So the work begins

The unadulterated horror!

Undergraduate

As an English Literature Fresher, the expectation of work per week seems to be unfathomably low. I have friends who are Engineers and Physicists, who are astounded by the lack of written work which I have to accomplish during the course of the seven day cycle. But English is a subject in which the amount of time spent reading is far far higher than the amount of time spent writing. “That’s not work,” people say. Trust me, it really is. Struggling through Dickens’ ‘Bleak House’ is a task I wouldn’t want to curse my worst enemies with having to do, but it forms a large part of my mornings, week in, week out.

Aside from defending my course as being a legitimate degree, my workload has been drastically reduced by the fact that I have chosen to ignore a good part of it. “You’re only a Fresher once,” is a phrase which has been repeatedly drummed into my head in the first weeks of term and I plan to enjoy it as much as possible. Attending the odd tutorial without having read the book and writing essays 3 hours before they are due in has become a sickeningly regular occurrence and, much as the adrenaline-rush is extremely exciting, I don’t think this kind of attitude is particularly good for my academic wellbeing.

However, I currently have four 2000 word essays which need to be handed in by the end of term, which is rather a lot considering the lack of work which has been a key feature of my first Durham term. I think I might have to take a few nights off from Studio in order to make sure that these are completed at some point, but as my first year doesn’t count towards my actual degree and as these essays are formative, I’m not so worried. Next year I plan on rearranging the balance slightly, trying to complete work before the day of the deadline and going out slightly less to prove to everyone else that my degree is one which requires as much work and effort as theirs, albeit in different ways.

J x

Postgraduate

I’m drowning under a wave of paper, it’s pulling me under and I can’t breathe. It’s dragging me down to the murky depths of oblivion and the sunlight above me is getting dimmer and dimmer the deeper I go. Before long I’ll be too far down and won’t be able to find my way out of the burgeoning darkness. I must fight it; I must push with all my might, push back to the surface and rise above the wave gulping for the crisp fresh air afforded to the intelligent few who are able to sail gallantly on top of their workload.

I just had no idea.

No idea that there was going to be so much reading involved in doing this MA and no idea how much other stuff was going to waft itself in front of my wayward eyes, taunting me, and tempting me away from the sea of textbooks I’m trying to battle my way through. It’s quite unusual for this much extra-curricular excitement to come my way so I’m tempted to blame Durham for making me realise I need to keep my eyes open for extra opportunities to do stuff. However, I have no one to blame but myself.

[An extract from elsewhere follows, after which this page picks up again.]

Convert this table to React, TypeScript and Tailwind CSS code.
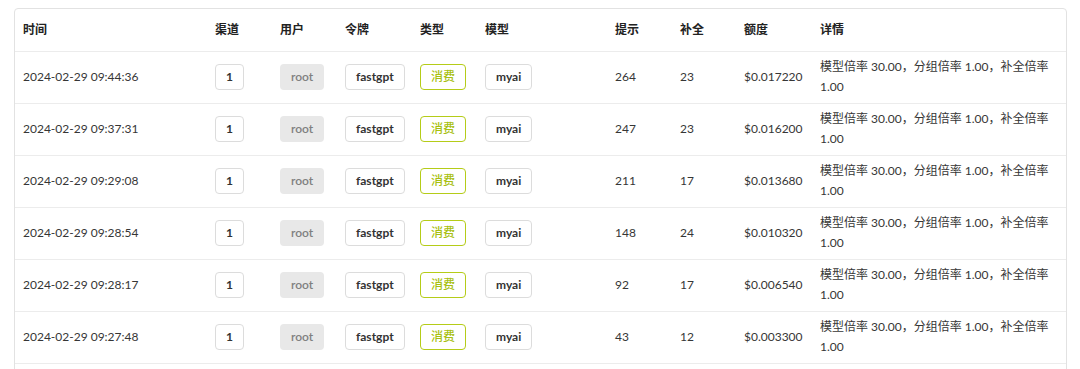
import React from "react";

interface LogRow {
  time: string;
  channel: number;
  user: string;
  token: string;
  model: string;
  prompt: number;
  completion: number;
  quota: string;
}

const rows: LogRow[] = [
  { time: "2024-02-29 09:44:36", channel: 1, user: "root", token: "fastgpt", model: "myai", prompt: 264, completion: 23, quota: "$0.017220" },
  { time: "2024-02-29 09:37:31", channel: 1, user: "root", token: "fastgpt", model: "myai", prompt: 247, completion: 23, quota: "$0.016200" },
  { time: "2024-02-29 09:29:08", channel: 1, user: "root", token: "fastgpt", model: "myai", prompt: 211, completion: 17, quota: "$0.013680" },
  { time: "2024-02-29 09:28:54", channel: 1, user: "root", token: "fastgpt", model: "myai", prompt: 148, completion: 24, quota: "$0.010320" },
  { time: "2024-02-29 09:28:17", channel: 1, user: "root", token: "fastgpt", model: "myai", prompt: 92, completion: 17, quota: "$0.006540" },
  { time: "2024-02-29 09:27:48", channel: 1, user: "root", token: "fastgpt", model: "myai", prompt: 43, completion: 12, quota: "$0.003300" },
];

const headers = ["时间", "渠道", "用户", "令牌", "类型", "模型", "提示", "补全", "额度", "详情"];
const widths = [192, 65, 65, 75, 65, 130, 65, 64, 76, 254];

// basic outlined label, like the Semantic UI "basic label"
const Tag = ({ children, className = "" }: { children: React.ReactNode; className?: string }) => (
  <span
    className={`inline-block rounded-[4px] border px-[10px] py-[5px] text-[12px] leading-[14px] ${className}`}
  >
    {children}
  </span>
);

export default function App() {
  return (
    <div className="min-h-screen bg-white pl-[14px] pt-[8px] font-['Lato','Noto_Sans_CJK_SC',sans-serif]">
      <div className="w-[1053px] overflow-hidden rounded-[4px] border border-[#e2e2e2] bg-white pb-[20px]">
        <table className="w-full table-fixed border-collapse text-left">
          <colgroup>
            {widths.map((w, i) => (
              <col key={i} style={{ width: w }} />
            ))}
          </colgroup>
          <thead>
            <tr className="h-[42px] border-b border-[#ececec]">
              {headers.map((h) => (
                <th key={h} className="pl-[8px] align-middle text-[12px] font-bold text-[#222]">
                  {h}
                </th>
              ))}
            </tr>
          </thead>
          <tbody className="text-[12px] text-[#363636]">
            {rows.map((r, i) => (
              <tr key={i} className="h-[52px] border-b border-[#ececec]">
                <td className="pl-[8px] align-middle">{r.time}</td>
                <td className="pl-[8px] align-middle">
                  <Tag className="border-[#dcdcdc] font-bold text-[#333]">{r.channel}</Tag>
                </td>
                <td className="pl-[8px] align-middle">
                  <Tag className="border-transparent bg-[#e8e8e8] font-semibold text-[#808080]">{r.user}</Tag>
                </td>
                <td className="pl-[8px] align-middle">
                  <Tag className="border-[#dcdcdc] font-bold text-[#333]">{r.token}</Tag>
                </td>
                <td className="pl-[8px] align-middle">
                  <Tag className="border-[#b5cc18] font-medium text-[#a8c010]">消费</Tag>
                </td>
                <td className="pl-[8px] align-middle">
                  <Tag className="border-[#dcdcdc] font-bold text-[#333]">{r.model}</Tag>
                </td>
                <td className="pl-[8px] align-middle">{r.prompt}</td>
                <td className="pl-[8px] align-middle">{r.completion}</td>
                <td className="pl-[8px] align-middle">{r.quota}</td>
                <td className="pl-[8px] pr-[8px] align-middle leading-[20px]">
                  模型倍率 30.00，分组倍率 1.00，补全倍率 1.00
                </td>
              </tr>
            ))}
          </tbody>
        </table>
      </div>
    </div>
  );
}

Don’t get me wrong, I’m used to studying and I’m used to having to do a lot of reading because my Open University degree involved nothing BUT reading in my own time, but this is somehow different. I’m doing two modules at the minute, with only being part time. One of the modules I’m loving and the seminars are always really interesting and it’s a small enough group that we all get to speak and put forward opinions, but the other one I’m struggling with and have had to miss a couple of sessions due to work or other commitments.

I’m off for two weeks over the Christmas period; this is enforced time off because the company I work for closes down over the Christmas/New Year break so since my better half is still at work over that time I get to spend a lot of time catching up and getting assignments started. Handy since they’re due in by the middle of January (*eek*).

The workload would be easily manageable if I got my act together but I freely admit I’m a bit lazy. By the time I get home from work and make the tea (then eat it, obviously) it’s lazy o’clock and I don’t want to be getting my books out then. But then at weekends, especially lately, I’ve had things planned or have been away so it’s difficult to keep up with everything.

The biggest culture shock for me has been the regularity of it. When I was studying with The Open University you’re given a study calendar but because assignments are due in once a month it’s possible to leave most of your studying until the last week then cram it all in to get the assignment done. Not the case with Durham (or any campus uni I suppose, for that matter). You have to do the reading every single week in order to keep up with lectures and seminars, so this is where I’m having trouble because I’ve unintentionally conditioned myself to doing ‘bulk studying’.

I need to get myself into better habits. It’s not so much the workload which is the problem (despite my ramblings); it’s my organisation of it. I’m a shockingly bad student. But hey, I suppose no one’s perfect are they?